There is also a lot of visual interest in the image to keep our eyes engaged, from shapes to patterns, lines to textures, and light and shadows. If you think about it, using the rule of thirds in this instance would have generated an image that just doesn’t make sense (just imagine the scene had the Taj Mahal been shifted to the left side of the image).
This concept works with portraits as well. Consider the candid portrait of the little girl and her pregnant mother as a prime example of how to break the rule of thirds. Note how the focal point of the image - the girl’s eyes - are placed along the vertical midline of the shot. Yet, the image still feels interesting. This placement allowed the photographer to give more importance to the girl placing her hand on mom’s belly.
Had the scene been shifted to the left, we wouldn’t have as good a view of this interaction because part of the belly and the hand would be cut off. Conversely, had the scene been shifted to the right, there would be too much dead space on the left side of the frame. So, again, breaking the rule of thirds generated the best possible outcome.

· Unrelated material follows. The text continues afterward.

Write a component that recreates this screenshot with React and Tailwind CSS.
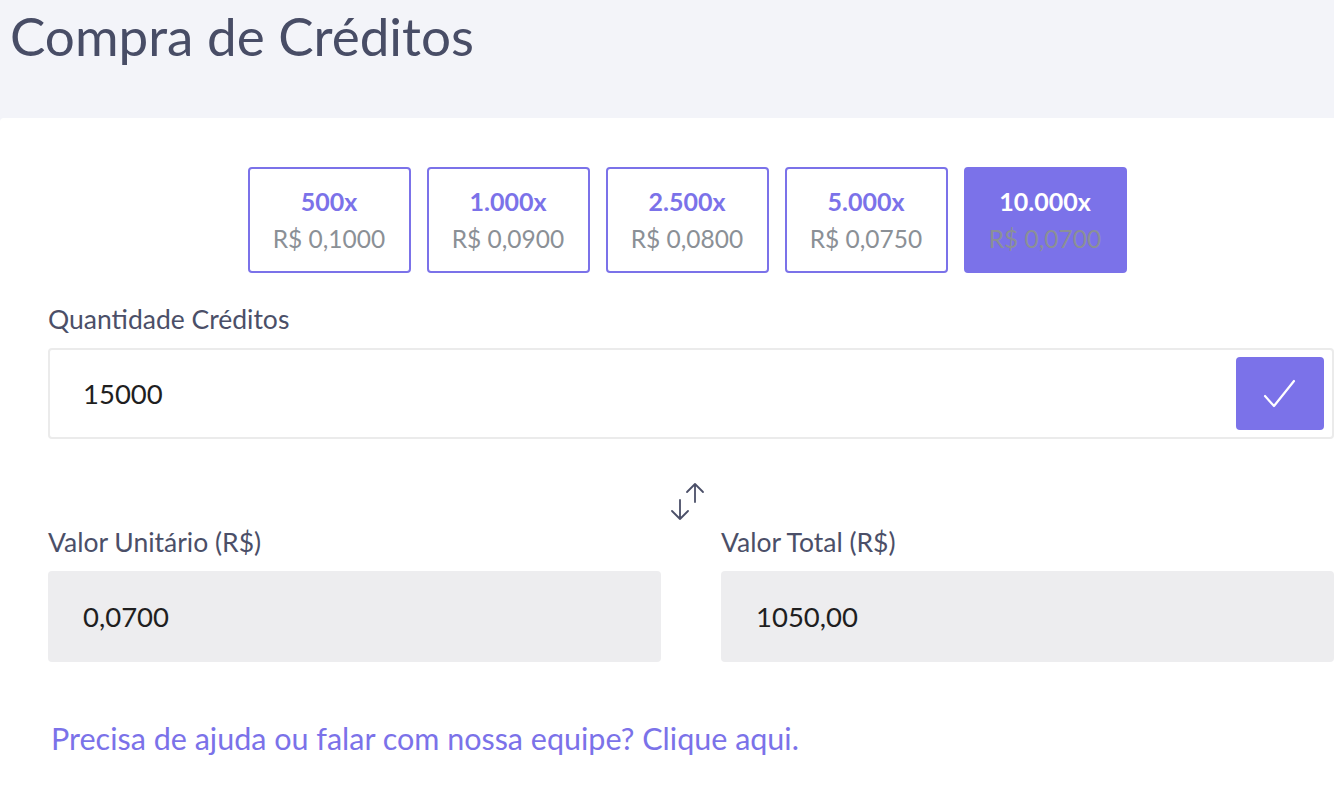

The rule of thirds is a valuable tool that has made countless photos better over the years. Yet, as we’ve learned here, there is a time and a place for using the rule and instances in which it’s best to simply throw it out the door. By practicing using the rule of thirds, you’ll become more adept at knowing when to use it and when to skip it. The result? More compelling images that keep viewers engaged. Who doesn’t want that?